09/29/2012 09:50 AM
ARAMARK is a $12 Billion leader in professional services, providing award-winning food services, facilities management, and uniform and career apparel to health care institutions, universities and school districts, stadiums and arenas, and businesses around the world. ARAMARK has approximately 250,000 employees serving clients in 19 countries. In FORTUNE magazine's 2009 list of America's Most Admired Companies, ARAMARK was ranked number one in its industry, consistently ranking since 1998 as one of the top three most admired companies in its industry....and we are headquartered in Philadelphia, PA.
About Higher Education
ARAMARK partners with close to 600 colleges and universities throughout the United States, we strive to provide the best residential, retail, and catering options, service and facilities for students, faculty and administrators.
Reports to the Executive Chef. Supervises / coordinates all catering culinary activities. Responsible for Menu planning&Precosting.
• Train and manage kitchen personnel and supervise/coordinate all related culinary activities
• Estimate food consumption and requisition or purchase food, select and develop recipes, standardize production recipes to ensure consistent quality, establish presentation technique and quality standards, plan and price menus, ensures proper equipment operation/maintenance and ensures proper safety and sanitation in kitchen.

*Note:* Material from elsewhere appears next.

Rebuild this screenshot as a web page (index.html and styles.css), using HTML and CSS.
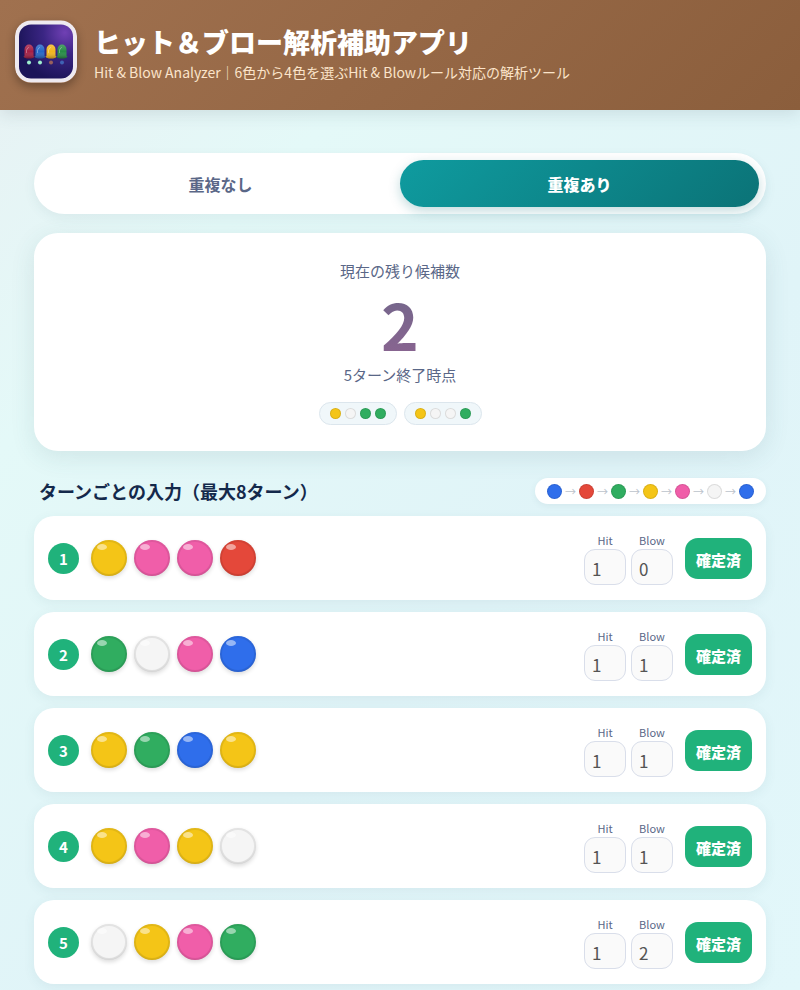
FILE: index.html
```html
<!DOCTYPE html>
<html lang="ja">
<head>
    <meta charset="UTF-8">
    <meta name="viewport" content="width=device-width, initial-scale=1.0">
    <title>ヒット&amp;ブロー解析補助アプリ</title>
    <link rel="stylesheet" href="styles.css">
</head>
<body>
    <header class="app-header">
        <svg class="app-icon" viewBox="0 0 62 62" aria-hidden="true">
            <defs>
                <radialGradient id="icon-bg" cx="0.85" cy="0.15" r="0.9">
                    <stop offset="0" stop-color="#7040b4"/>
                    <stop offset="0.45" stop-color="#3a2583"/>
                    <stop offset="1" stop-color="#1b1458"/>
                </radialGradient>
                <linearGradient id="peg-shade" x1="0" y1="0" x2="0" y2="1">
                    <stop offset="0" stop-color="#fff" stop-opacity="0.2"/>
                    <stop offset="0.5" stop-color="#fff" stop-opacity="0"/>
                    <stop offset="1" stop-color="#000" stop-opacity="0.3"/>
                </linearGradient>
                <path id="peg" d="M1.5 12.500V6a4.500 5 0 0 1 9 0v6.500l1 .5q-1 2-5.500 2t-5.500-2z"/>
            </defs>
            <rect width="62" height="62" rx="16" fill="#eeeaf0"/>
            <rect x="4" y="4" width="54" height="54" rx="12" fill="url(#icon-bg)"/>
            <use href="#peg" x="8" y="23" fill="#a51f45"/>
            <use href="#peg" x="19" y="23" fill="#2466c7"/>
            <use href="#peg" x="30" y="23" fill="#f2b51d"/>
            <use href="#peg" x="41" y="23" fill="#268c46"/>
            <use href="#peg" x="8" y="23" fill="url(#peg-shade)"/>
            <use href="#peg" x="19" y="23" fill="url(#peg-shade)"/>
            <use href="#peg" x="30" y="23" fill="url(#peg-shade)"/>
            <use href="#peg" x="41" y="23" fill="url(#peg-shade)"/>
            <path d="M11.500 32v-2q0-2 2-3M22.500 32v-2q0-2 2-3M33.500 32v-2q0-2 2-3M44.500 32v-2q0-2 2-3" fill="none" stroke="#fff" stroke-opacity="0.35" stroke-linecap="round"/>
            <circle cx="14" cy="42" r="2" fill="#9ff0cf"/>
            <circle cx="25" cy="42" r="2" fill="#9ff0cf"/>
            <circle cx="36" cy="42" r="2" fill="#99605c"/>
            <circle cx="47" cy="42" r="2" fill="#3f62b4"/>
        </svg>
        <div>
            <h1>ヒット＆ブロー解析補助アプリ</h1>
            <p class="subtitle">Hit &amp; Blow Analyzer｜6色から4色を選ぶHit &amp; Blowルール対応の解析ツール</p>
        </div>
    </header>

    <main>
        <div class="mode-switch">
            <button class="mode-btn" type="button">重複なし</button>
            <button class="mode-btn active" type="button">重複あり</button>
        </div>

        <section class="summary">
            <p class="summary-label">現在の残り候補数</p>
            <p class="summary-count">2</p>
            <p class="summary-label">5ターン終了時点</p>
            <div class="candidates">
                <div class="candidate"><i class="dot yellow"></i><i class="dot white"></i><i class="dot green"></i><i class="dot green"></i></div>
                <div class="candidate"><i class="dot yellow"></i><i class="dot white"></i><i class="dot white"></i><i class="dot green"></i></div>
            </div>
        </section>

        <div class="section-head">
            <h2>ターンごとの入力（最大8ターン）</h2>
            <div class="color-order">
                <i class="dot blue"></i><span>→</span><i class="dot red"></i><span>→</span><i class="dot green"></i><span>→</span><i class="dot yellow"></i><span>→</span><i class="dot pink"></i><span>→</span><i class="dot white"></i><span>→</span><i class="dot blue"></i>
            </div>
        </div>

        <div class="turns" id="turns">
            <!-- Turn rows are added by script.js -->
        </div>
    </main>

    <script src="script.js"></script>
</body>
</html>
```

FILE: styles.css
```css
* {
    box-sizing: border-box;
}
body {
    margin: 0;
    min-height: 100vh;
    font-family: "Noto Sans CJK JP", sans-serif;
    color: #5a6787;
    background: linear-gradient(135deg, #e8f1f3 0%, #e4f9f8 25%, #e0f4f8 60%, #e2f7fa 100%);
}
h1, h2, p {
    margin: 0;
}
button, input {
    font-family: inherit;
}
.app-header {
    display: flex;
    align-items: center;
    gap: 17px;
    padding: 20px 15px 27px;
    color: #fff;
    background: linear-gradient(135deg, #a0714f 0%, #8b5e3c 100%);
    box-shadow: 0 4px 16px rgba(60, 80, 90, 0.14);
}
.app-icon {
    width: 62px;
    height: 63px;
    flex: none;
    border-radius: 16px;
    box-shadow: 0 4px 10px rgba(0, 0, 0, 0.3);
}
h1 {
    font-size: 27px;
    font-weight: 900;
    line-height: 40px;
}
.subtitle {
    font-size: 14px;
    line-height: 20px;
    color: #fbe4ca;
}
main {
    padding: 43px 34px 8px;
}
.mode-switch {
    display: flex;
    padding: 7px;
    border-radius: 31px;
    background: #fff;
    box-shadow: 0 4px 12px rgba(60, 100, 110, 0.08);
}
.mode-btn {
    flex: 1;
    height: 47px;
    border: none;
    border-radius: 24px;
    background: transparent;
    color: #5a6787;
    font-size: 16px;
    font-weight: 700;
    cursor: pointer;
}
.mode-btn.active {
    color: #fff;
    font-weight: 900;
    background: linear-gradient(135deg, #0f9b9f 0%, #0b7377 100%);
    box-shadow: 0 4px 12px rgba(13, 110, 120, 0.25);
}
.summary {
    margin-top: 19px;
    padding: 26px 20px;
    border-radius: 24px;
    background: #fff;
    text-align: center;
    box-shadow: 0 6px 24px rgba(60, 100, 110, 0.12);
}
.summary-label {
    font-size: 15px;
    line-height: 24px;
}
.summary-count {
    font-size: 64px;
    font-weight: 700;
    line-height: 80px;
    background: linear-gradient(#70678a, #8b6491);
    background-clip: text;
    -webkit-background-clip: text;
    color: transparent;
}
.candidates {
    display: flex;
    justify-content: center;
    gap: 7px;
    margin-top: 15px;
}
.candidate {
    display: flex;
    gap: 4px;
    padding: 5px 10px;
    border: 1px solid #dce6ed;
    border-radius: 12px;
    background: #f0f7fa;
}
.dot {
    width: 11px;
    height: 11px;
    border-radius: 50%;
    border: 1px solid rgba(0, 0, 0, 0.1);
}
.section-head {
    display: flex;
    align-items: center;
    justify-content: space-between;
    margin: 27px 0 12px;
}
h2 {
    padding-left: 5px;
    color: #14294b;
    font-size: 18px;
    line-height: 26px;
    font-weight: 700;
}
.color-order {
    display: flex;
    align-items: center;
    gap: 3px;
    height: 26px;
    padding: 0 12px;
    border-radius: 13px;
    background: #fff;
    box-shadow: 0 2px 6px rgba(60, 100, 110, 0.08);
}
.color-order .dot {
    width: 15px;
    height: 15px;
}
.color-order span {
    color: #bcc3cc;
    font-size: 11px;
    line-height: 15px;
}
.turns {
    display: flex;
    flex-direction: column;
    gap: 12px;
}
.turn {
    display: flex;
    align-items: center;
    gap: 12px;
    height: 84px;
    padding: 0 14px;
    border-radius: 20px;
    background: #fff;
    box-shadow: 0 3px 12px rgba(60, 100, 110, 0.08);
}
.turn-number {
    width: 31px;
    border-radius: 50%;
    background: #20b27b;
    color: #fff;
    font-size: 15px;
    font-weight: 700;
    line-height: 31px;
    text-align: center;
}
.pegs {
    display: flex;
    gap: 7px;
    flex: 1;
}
.peg {
    width: 36px;
    height: 36px;
    border-radius: 50%;
    box-shadow: 0 2px 4px rgba(0, 0, 0, 0.14), inset 0 -1px 2px rgba(0, 0, 0, 0.08), inset 0 0 0 2px rgba(0, 0, 0, 0.07);
}
/* glossy highlight */
.peg::before {
    content: "";
    display: block;
    width: 10px;
    height: 6px;
    margin: 4px 0 0 6px;
    border-radius: 50%;
    background: rgba(255, 255, 255, 0.5);
}
.blue { background: #2f6eeb; }
.red { background: #e4483a; }
.green { background: #30ad60; }
.yellow { background: #f4c517; }
.pink { background: #f05ea9; }
.white { background: #f5f5f5; }
.results {
    display: flex;
    gap: 5px;
}
.results label {
    display: flex;
    flex-direction: column;
    align-items: center;
    font-size: 11px;
    line-height: 18px;
}
.results input {
    width: 42px;
    height: 36px;
    padding: 2px 7px 0;
    border: 1px solid #d9deea;
    border-radius: 11px;
    background: #fafafa;
    color: #545454;
    font-size: 17px;
}
.confirm-btn {
    width: 67px;
    height: 41px;
    padding: 2px 0 0;
    border: none;
    border-radius: 13px;
    background: #20b27b;
    color: #fff;
    font-size: 15px;
    font-weight: 900;
}
@media (max-width: 600px) {
    main {
        padding: 24px 12px;
    }
    .section-head, .turn {
        flex-wrap: wrap;
        height: auto;
    }
    .turn {
        padding: 12px;
    }
}
```

FILE: script.js
```js
const turns = [
    { pegs: ['yellow', 'pink', 'pink', 'red'], hit: 1, blow: 0 },
    { pegs: ['green', 'white', 'pink', 'blue'], hit: 1, blow: 1 },
    { pegs: ['yellow', 'green', 'blue', 'yellow'], hit: 1, blow: 1 },
    { pegs: ['yellow', 'pink', 'yellow', 'white'], hit: 1, blow: 1 },
    { pegs: ['white', 'yellow', 'pink', 'green'], hit: 1, blow: 2 }
];

// Build one row per confirmed turn
document.getElementById('turns').innerHTML = turns.map((turn, index) => `
    <div class="turn">
        <div class="turn-number">${index + 1}</div>
        <div class="pegs">${turn.pegs.map(color => `<div class="peg ${color}"></div>`).join('')}</div>
        <div class="results">
            <label>Hit<input type="text" inputmode="numeric" value="${turn.hit}" readonly></label>
            <label>Blow<input type="text" inputmode="numeric" value="${turn.blow}" readonly></label>
        </div>
        <button class="confirm-btn" type="button">確定済</button>
    </div>
`).join('');

// Switch between the two rule modes
const modeButtons = document.querySelectorAll('.mode-btn');
modeButtons.forEach(button => {
    button.addEventListener('click', () => {
        modeButtons.forEach(other => other.classList.remove('active'));
        button.classList.add('active');
    });
});
```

• Oversee special catering events and may also offer culinary instruction and/or demonstrates culinary techniques
• Assists in supervision of kitchen personnel with responsibility for hiring, discipline, performance reviews and initiating pay increases
• Brand management
• Menu planning/costing
• Ensures that requirements for appropriate sanitation and safety levels in respective areas are met
• Serv Safe Certified
• Assist in sales process
• Coordinates activities with other internal departments, participates in management team meetings, interfaces with Vendors and key service users within client organization
• Ensures standard of 90/10 rule is met in kitchen
Ideal candidates will possess a bachelor's degree or related culinary degree (preferably a CEC) with 8 years of industry&culinary management experience. The ability to manage in a diverse environment with focus on client and customer services is essential to success in this role. Previous experience with control food&labor cost, demonstration cooking, menu development, pricing and development of culinary team preferred.P&L accountability and/or contract-managed service experience is desirable.